> **DATASET EXTRACT**:
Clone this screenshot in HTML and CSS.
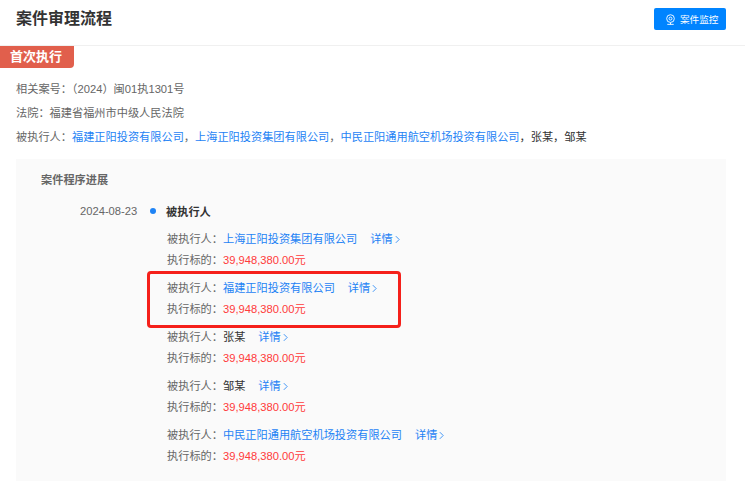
FILE: index.html
```html
<!DOCTYPE html>
<html lang="zh">
<head>
<meta charset="utf-8">
<title>案件审理流程</title>
<link rel="stylesheet" href="styles.css">
</head>
<body>
<div class="page">
  <header class="header">
    <h1 class="title">案件审理流程</h1>
    <a class="monitor">
      <svg class="monitor-icon" viewBox="0 0 12 12" width="11" height="11" fill="none" stroke="#fff" stroke-width="1">
        <circle cx="6" cy="5" r="4.2"/><circle cx="6" cy="5" r="1.6"/><path d="M2.5 11.3h7M6 9.3v2"/>
      </svg>
      <span>案件监控</span>
    </a>
  </header>
  <div class="tag">首次执行</div>
  <section class="info">
    <p>相关案号：（2024）闽01执1301号</p>
    <p>法院：福建省福州市中级人民法院</p>
    <p>被执行人：<a class="link">福建正阳投资有限公司</a>，<a class="link">上海正阳投资集团有限公司</a>，<a class="link">中民正阳通用航空机场投资有限公司</a><span class="dark">，张某，邹某</span></p>
  </section>
  <section class="panel">
    <h2 class="panel-title">案件程序进展</h2>
    <div class="event">
      <span class="date">2024-08-23</span>
      <span class="dot"></span>
      <strong class="event-name">被执行人</strong>
    </div>
    <div class="groups">
      <div class="group">
        <p>被执行人：<a class="link">上海正阳投资集团有限公司</a><a class="more">详情<svg class="chev" viewBox="0 0 6 10" width="5" height="9"><path d="M1 1l4 4-4 4" fill="none" stroke="currentColor"/></svg></a></p>
        <p>执行标的：<span class="money">39,948,380.00元</span></p>
      </div>
      <div class="group highlighted">
        <p>被执行人：<a class="link">福建正阳投资有限公司</a><a class="more">详情<svg class="chev" viewBox="0 0 6 10" width="5" height="9"><path d="M1 1l4 4-4 4" fill="none" stroke="currentColor"/></svg></a></p>
        <p>执行标的：<span class="money">39,948,380.00元</span></p>
        <div class="annotation"></div>
      </div>
      <div class="group">
        <p>被执行人：<span class="dark">张某</span><a class="more">详情<svg class="chev" viewBox="0 0 6 10" width="5" height="9"><path d="M1 1l4 4-4 4" fill="none" stroke="currentColor"/></svg></a></p>
        <p>执行标的：<span class="money">39,948,380.00元</span></p>
      </div>
      <div class="group">
        <p>被执行人：<span class="dark">邹某</span><a class="more">详情<svg class="chev" viewBox="0 0 6 10" width="5" height="9"><path d="M1 1l4 4-4 4" fill="none" stroke="currentColor"/></svg></a></p>
        <p>执行标的：<span class="money">39,948,380.00元</span></p>
      </div>
      <div class="group">
        <p>被执行人：<a class="link">中民正阳通用航空机场投资有限公司</a><a class="more">详情<svg class="chev" viewBox="0 0 6 10" width="5" height="9"><path d="M1 1l4 4-4 4" fill="none" stroke="currentColor"/></svg></a></p>
        <p>执行标的：<span class="money">39,948,380.00元</span></p>
      </div>
    </div>
  </section>
</div>
</body>
</html>
```
FILE: styles.css
```css
* { box-sizing: border-box; }
html, body { margin: 0; padding: 0; background: #fff; }
body {
  width: 745px;
  height: 484px;
  overflow: hidden;
  font-family: "Liberation Sans", "Noto Sans CJK SC", sans-serif;
  font-size: 11.2px;
  color: #666;
}
p { margin: 0; }
.header {
  height: 46px;
  padding: 8px 19px 0 16px;
  display: flex;
  justify-content: space-between;
  align-items: flex-start;
  border-bottom: 1px solid #f0f0f0;
}
.title {
  margin: 0;
  font-size: 16px;
  line-height: 22px;
  font-weight: 700;
  color: #333;
}
.monitor {
  width: 72px;
  height: 22px;
  background: #0084ff;
  border-radius: 2px;
  color: #fff;
  font-size: 9.6px;
  display: flex;
  align-items: center;
  gap: 4px;
  padding-left: 11px;
}
.monitor-icon { flex: none; }
.tag {
  width: 74px;
  height: 22px;
  margin-top: 0;
  padding-left: 10px;
  background: #e15f4c;
  border-bottom-right-radius: 4px;
  color: #fff;
  font-size: 13px;
  line-height: 21px;
  font-weight: 700;
}
.info { padding: 9px 16px 0; }
.info p { line-height: 24px; }
.link { color: #1e83f5; }
.dark { color: #333; }
.panel {
  margin: 10px 19px 0 16px;
  height: 322px;
  background: #fafafa;
  padding: 13px 0 0 25px;
}
.panel-title {
  margin: 0;
  font-size: 11.2px;
  line-height: 16px;
  font-weight: 700;
  color: #666;
}
.event {
  margin-top: 15px;
  display: flex;
  align-items: center;
  height: 16px;
  padding-left: 39px;
}
.date { width: 70px; color: #666; }
.dot {
  width: 6px;
  height: 6px;
  border-radius: 50%;
  background: #1e83f5;
  margin-right: 10px;
}
.event-name { color: #333; font-weight: 700; }
.groups {
  margin-top: 10px;
  padding-left: 126px;
  display: flex;
  flex-direction: column;
  gap: 7px;
}
.group { position: relative; }
.group p { line-height: 21px; height: 21px; }
.money { color: #ff3b3b; }
.more { color: #1e83f5; margin-left: 13px; }
.chev { margin-left: 2px; vertical-align: -1px; }
.annotation {
  position: absolute;
  left: -20px;
  top: -7px;
  width: 254px;
  height: 57px;
  border: 3px solid #f5201a;
  border-radius: 4px;
}
```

> **GOAL**: The data above should be repeated exactly, minus any pictures.

> **CORRECT RESPONSE**:
Clone this screenshot in HTML and CSS.
FILE: index.html
```html
<!DOCTYPE html>
<html lang="zh">
<head>
<meta charset="utf-8">
<title>案件审理流程</title>
<link rel="stylesheet" href="styles.css">
</head>
<body>
<div class="page">
  <header class="header">
    <h1 class="title">案件审理流程</h1>
    <a class="monitor">
      <svg class="monitor-icon" viewBox="0 0 12 12" width="11" height="11" fill="none" stroke="#fff" stroke-width="1">
        <circle cx="6" cy="5" r="4.2"/><circle cx="6" cy="5" r="1.6"/><path d="M2.5 11.3h7M6 9.3v2"/>
      </svg>
      <span>案件监控</span>
    </a>
  </header>
  <div class="tag">首次执行</div>
  <section class="info">
    <p>相关案号：（2024）闽01执1301号</p>
    <p>法院：福建省福州市中级人民法院</p>
    <p>被执行人：<a class="link">福建正阳投资有限公司</a>，<a class="link">上海正阳投资集团有限公司</a>，<a class="link">中民正阳通用航空机场投资有限公司</a><span class="dark">，张某，邹某</span></p>
  </section>
  <section class="panel">
    <h2 class="panel-title">案件程序进展</h2>
    <div class="event">
      <span class="date">2024-08-23</span>
      <span class="dot"></span>
      <strong class="event-name">被执行人</strong>
    </div>
    <div class="groups">
      <div class="group">
        <p>被执行人：<a class="link">上海正阳投资集团有限公司</a><a class="more">详情<svg class="chev" viewBox="0 0 6 10" width="5" height="9"><path d="M1 1l4 4-4 4" fill="none" stroke="currentColor"/></svg></a></p>
        <p>执行标的：<span class="money">39,948,380.00元</span></p>
      </div>
      <div class="group highlighted">
        <p>被执行人：<a class="link">福建正阳投资有限公司</a><a class="more">详情<svg class="chev" viewBox="0 0 6 10" width="5" height="9"><path d="M1 1l4 4-4 4" fill="none" stroke="currentColor"/></svg></a></p>
        <p>执行标的：<span class="money">39,948,380.00元</span></p>
        <div class="annotation"></div>
      </div>
      <div class="group">
        <p>被执行人：<span class="dark">张某</span><a class="more">详情<svg class="chev" viewBox="0 0 6 10" width="5" height="9"><path d="M1 1l4 4-4 4" fill="none" stroke="currentColor"/></svg></a></p>
        <p>执行标的：<span class="money">39,948,380.00元</span></p>
      </div>
      <div class="group">
        <p>被执行人：<span class="dark">邹某</span><a class="more">详情<svg class="chev" viewBox="0 0 6 10" width="5" height="9"><path d="M1 1l4 4-4 4" fill="none" stroke="currentColor"/></svg></a></p>
        <p>执行标的：<span class="money">39,948,380.00元</span></p>
      </div>
      <div class="group">
        <p>被执行人：<a class="link">中民正阳通用航空机场投资有限公司</a><a class="more">详情<svg class="chev" viewBox="0 0 6 10" width="5" height="9"><path d="M1 1l4 4-4 4" fill="none" stroke="currentColor"/></svg></a></p>
        <p>执行标的：<span class="money">39,948,380.00元</span></p>
      </div>
    </div>
  </section>
</div>
</body>
</html>
```
FILE: styles.css
```css
* { box-sizing: border-box; }
html, body { margin: 0; padding: 0; background: #fff; }
body {
  width: 745px;
  height: 484px;
  overflow: hidden;
  font-family: "Liberation Sans", "Noto Sans CJK SC", sans-serif;
  font-size: 11.2px;
  color: #666;
}
p { margin: 0; }
.header {
  height: 46px;
  padding: 8px 19px 0 16px;
  display: flex;
  justify-content: space-between;
  align-items: flex-start;
  border-bottom: 1px solid #f0f0f0;
}
.title {
  margin: 0;
  font-size: 16px;
  line-height: 22px;
  font-weight: 700;
  color: #333;
}
.monitor {
  width: 72px;
  height: 22px;
  background: #0084ff;
  border-radius: 2px;
  color: #fff;
  font-size: 9.6px;
  display: flex;
  align-items: center;
  gap: 4px;
  padding-left: 11px;
}
.monitor-icon { flex: none; }
.tag {
  width: 74px;
  height: 22px;
  margin-top: 0;
  padding-left: 10px;
  background: #e15f4c;
  border-bottom-right-radius: 4px;
  color: #fff;
  font-size: 13px;
  line-height: 21px;
  font-weight: 700;
}
.info { padding: 9px 16px 0; }
.info p { line-height: 24px; }
.link { color: #1e83f5; }
.dark { color: #333; }
.panel {
  margin: 10px 19px 0 16px;
  height: 322px;
  background: #fafafa;
  padding: 13px 0 0 25px;
}
.panel-title {
  margin: 0;
  font-size: 11.2px;
  line-height: 16px;
  font-weight: 700;
  color: #666;
}
.event {
  margin-top: 15px;
  display: flex;
  align-items: center;
  height: 16px;
  padding-left: 39px;
}
.date { width: 70px; color: #666; }
.dot {
  width: 6px;
  height: 6px;
  border-radius: 50%;
  background: #1e83f5;
  margin-right: 10px;
}
.event-name { color: #333; font-weight: 700; }
.groups {
  margin-top: 10px;
  padding-left: 126px;
  display: flex;
  flex-direction: column;
  gap: 7px;
}
.group { position: relative; }
.group p { line-height: 21px; height: 21px; }
.money { color: #ff3b3b; }
.more { color: #1e83f5; margin-left: 13px; }
.chev { margin-left: 2px; vertical-align: -1px; }
.annotation {
  position: absolute;
  left: -20px;
  top: -7px;
  width: 254px;
  height: 57px;
  border: 3px solid #f5201a;
  border-radius: 4px;
}
```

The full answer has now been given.